Espoo Convention meeting in Minsk to decide on international expert body for Belarus' N-plant

The Astravyets nuclear power plant - under construction

Lithuania will try to prove the need for an international expert body for the Astravyets nuclear power plant under the construction in Belarus at a high-level meeting of the parties to the Espoo Convention that is starting in Minsk on Monday.

The parties to the Espoo Convention are expected to sign on Friday a decision calling for setting up an international expert body to review the compliance of the construction of the Astravyets with the convention. The document should also point out that Belarus has not provided answers to key questions, such as the criteria for the selection of the nuclear power plant site.

"The Implementation Committee's decision will cover many issues, including Astravyets," Lithuanian Environment Minister Kestutis Navickas told BNS.

"The Espoo Implementation Committee has raised five questions regarding the Astravyets facility and said that an expert body needs to be created, either a bilateral one by Lithuania and Belarus or a international one to which a foreign expert is selected by Lithuania, Belarus and Espoo each. The latter option is the most acceptable to us," he said.

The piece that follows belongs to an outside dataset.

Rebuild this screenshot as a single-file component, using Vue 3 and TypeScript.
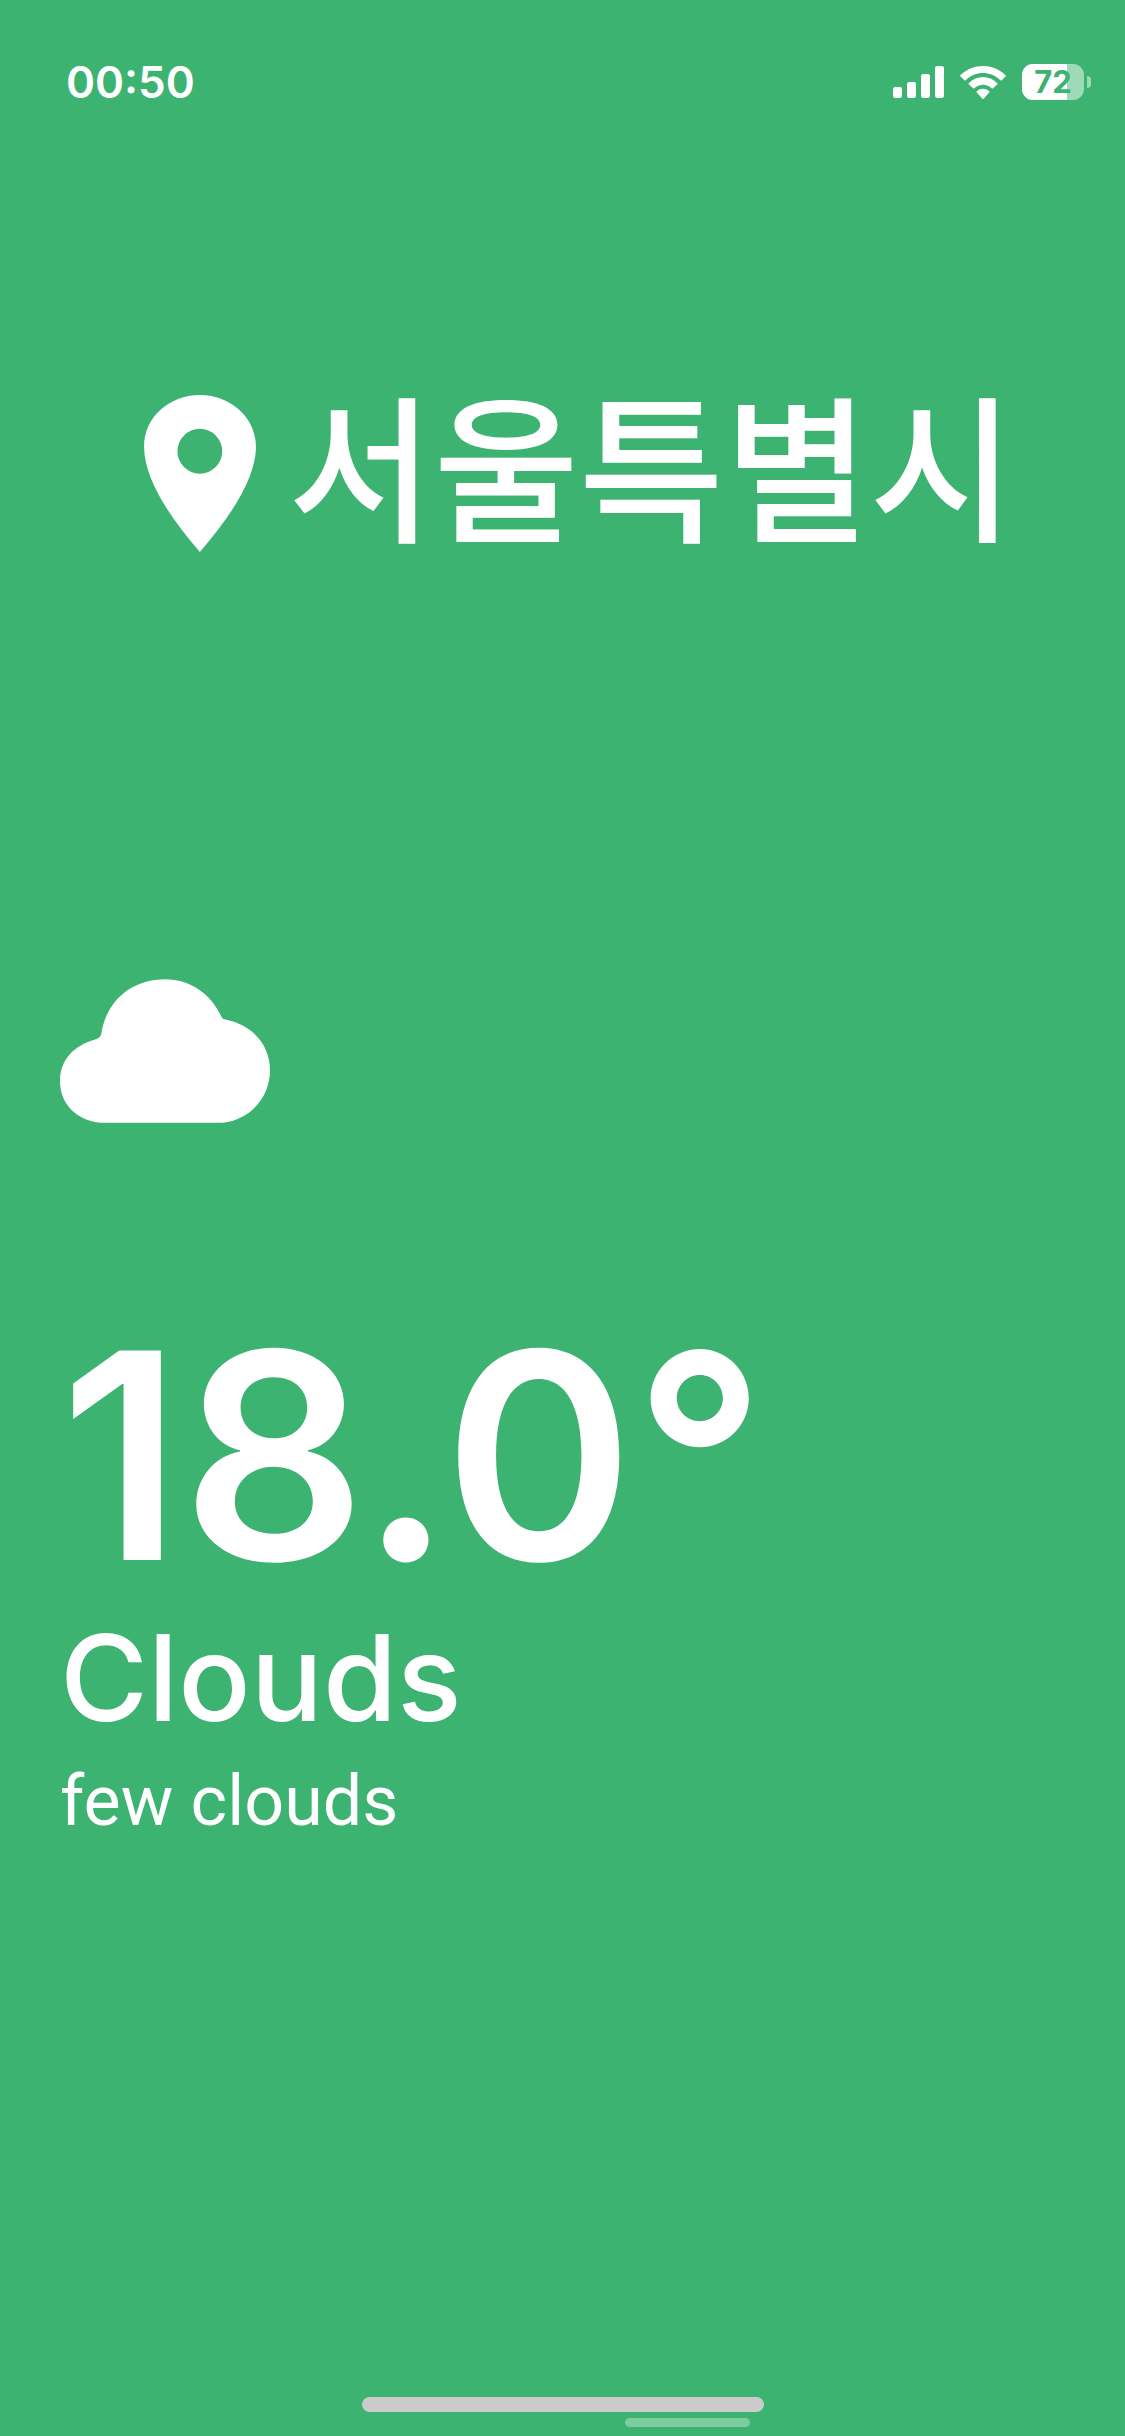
<script setup lang="ts">
interface Weather {
  city: string
  temperature: number
  summary: string
  description: string
}

const time = '00:50'
const battery = 72
const signalBars = [33, 48, 72, 96]

const weather: Weather = {
  city: '서울특별시',
  temperature: 18,
  summary: 'Clouds',
  description: 'few clouds',
}
</script>

<template>
  <div class="screen">
    <header class="status">
      <time class="clock">{{ time }}</time>
      <div class="indicators">
        <svg class="signal" viewBox="0 0 153 96" aria-label="Signal">
          <rect
            v-for="(bar, i) in signalBars"
            :key="bar"
            :x="i * 42"
            :y="96 - bar"
            width="27"
            :height="bar"
            rx="7"
          />
        </svg>
        <svg class="wifi" viewBox="270 75 138 99" aria-label="Wi-Fi">
          <path d="M271 103C310 66 368 66 407 103Q408 105 407 106L395 118Q393 119 391 118C361 89 317 89 287 118Q285 119 283 118L271 106Q270 105 271 103Z" />
          <path d="M296 127C321 102 357 102 382 127Q383 129 382 130L369 142Q367 143 365 142C350 128 328 128 313 142Q311 143 309 142L296 130Q295 129 296 127Z" />
          <path d="M320 151C332 141 346 141 358 151Q359 153 358 154L341 173Q339 175 337 173L320 154Q319 153 320 151Z" />
        </svg>
        <div class="battery">
          <div class="cell">
            <div class="charge" :style="{ width: battery + '%' }"></div>
            <span class="level">{{ battery }}</span>
          </div>
          <div class="nub"></div>
        </div>
      </div>
    </header>

    <main class="content">
      <h1 class="city">
        <svg class="pin" viewBox="75 72 337 473" aria-hidden="true">
          <path
            fill-rule="evenodd"
            d="M243 72C150 72 75 140 75 228C75 322 150 438 243 545C336 438 412 322 412 228C412 140 336 72 243 72ZM243 174A67.500 67.500 0 1 1 243 309A67.500 67.500 0 1 1 243 174Z"
          />
        </svg>
        <span>{{ weather.city }}</span>
      </h1>

      <section class="day">
        <svg class="cloud" viewBox="60 87 630 431" aria-hidden="true">
          <path d="M182 518C108 510 60 460 60 393C60 330 100 285 168 267C177 264 182 260 184 250C200 150 276 87 375 87C450 87 512 130 543 197C546 204 549 207 557 208C640 226 690 285 690 360C690 440 632 508 548 518Z" />
        </svg>
        <p class="temperature">{{ weather.temperature.toFixed(1) }}°</p>
        <h2 class="summary">{{ weather.summary }}</h2>
        <p class="description">{{ weather.description }}</p>
      </section>
    </main>

    <footer class="bottom">
      <div class="home"></div>
      <div class="scroll"></div>
    </footer>
  </div>
</template>

<style>
body {
  margin: 0;
  background: #3db371;
}
</style>

<style scoped>
.screen {
  display: flex;
  flex-direction: column;
  min-height: 100vh;
  background: #3db371;
  color: #fff;
  font-family: Inter, "Noto Sans CJK KR", sans-serif;
}

svg {
  display: block;
  flex: none;
  fill: currentColor;
}

h1,
h2,
p {
  margin: 0;
}

.status {
  display: flex;
  align-items: center;
  justify-content: space-between;
  height: 164px;
  padding: 0 34px 0 66px;
}

.clock {
  font-size: 44px;
  line-height: 56px;
  font-weight: 600;
}

.indicators {
  display: flex;
  align-items: center;
  gap: 16px;
}

.signal {
  width: 51px;
  height: 32px;
}

.wifi {
  width: 46px;
  height: 33px;
}

.battery {
  display: flex;
  align-items: center;
  gap: 3px;
}

.cell {
  position: relative;
  width: 62px;
  height: 36px;
  border-radius: 11px;
  background: rgba(255, 255, 255, 0.5);
}

.charge {
  height: 100%;
  border-radius: 11px 0 0 11px;
  background: #fff;
}

.level {
  position: absolute;
  inset: 0;
  color: #3db371;
  font-size: 31px;
  line-height: 36px;
  font-weight: 700;
  text-align: center;
}

.nub {
  width: 4px;
  height: 12px;
  border-radius: 0 6px 6px 0;
  background: rgba(255, 255, 255, 0.5);
}

.content {
  flex: 1;
}

.city {
  display: flex;
  align-items: center;
  justify-content: center;
  gap: 32px;
  padding: 192px 0 192px 34px;
  font-size: 158px;
  line-height: 234px;
  font-weight: 500;
}

.pin {
  width: 112px;
  height: 157px;
}

.day {
  padding: 197px 60px 0;
}

.cloud {
  width: 210px;
  height: 144px;
}

.temperature {
  margin-top: 182px;
  font-size: 288px;
  line-height: 300px;
  font-weight: 600;
}

.summary {
  font-size: 120px;
  line-height: 146px;
  font-weight: 500;
}

.description {
  margin-top: 6px;
  font-family: Roboto, sans-serif;
  font-size: 70px;
  line-height: 88px;
}

.bottom {
  display: flex;
  flex-direction: column;
  align-items: center;
  gap: 6px;
  padding-bottom: 9px;
}

.home {
  width: 402px;
  height: 15px;
  border-radius: 8px;
  background: #cbcbcb;
}

.scroll {
  width: 125px;
  height: 9px;
  margin-left: 250px;
  border-radius: 5px;
  background: #7bcc9e;
}
</style>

A meeting of the parties to the Espoo Convention held in Geneva in 2014 confirmed that Belarus had violated four articles of the convention in the development of the Astravyets project.

In examining the matter, the Implementation Committee formulated five questions, including criteria for the site selection, the plant's ability to withstand the impact of a heavy aircraft crash, the plant's potential impact on drinking water and the Neris River waters, the management of spent fuel and radioactive waste, and data used to measure the density of the population that could be affected in an accident.

Russia's state corporation Rosatom is building the nuclear power plant in Astravyets, some 50 kilometers from Vilnius. The Lithuanian government maintains that the project falls short of safety and environmental standards, but Minsk rejects the criticism as unfounded.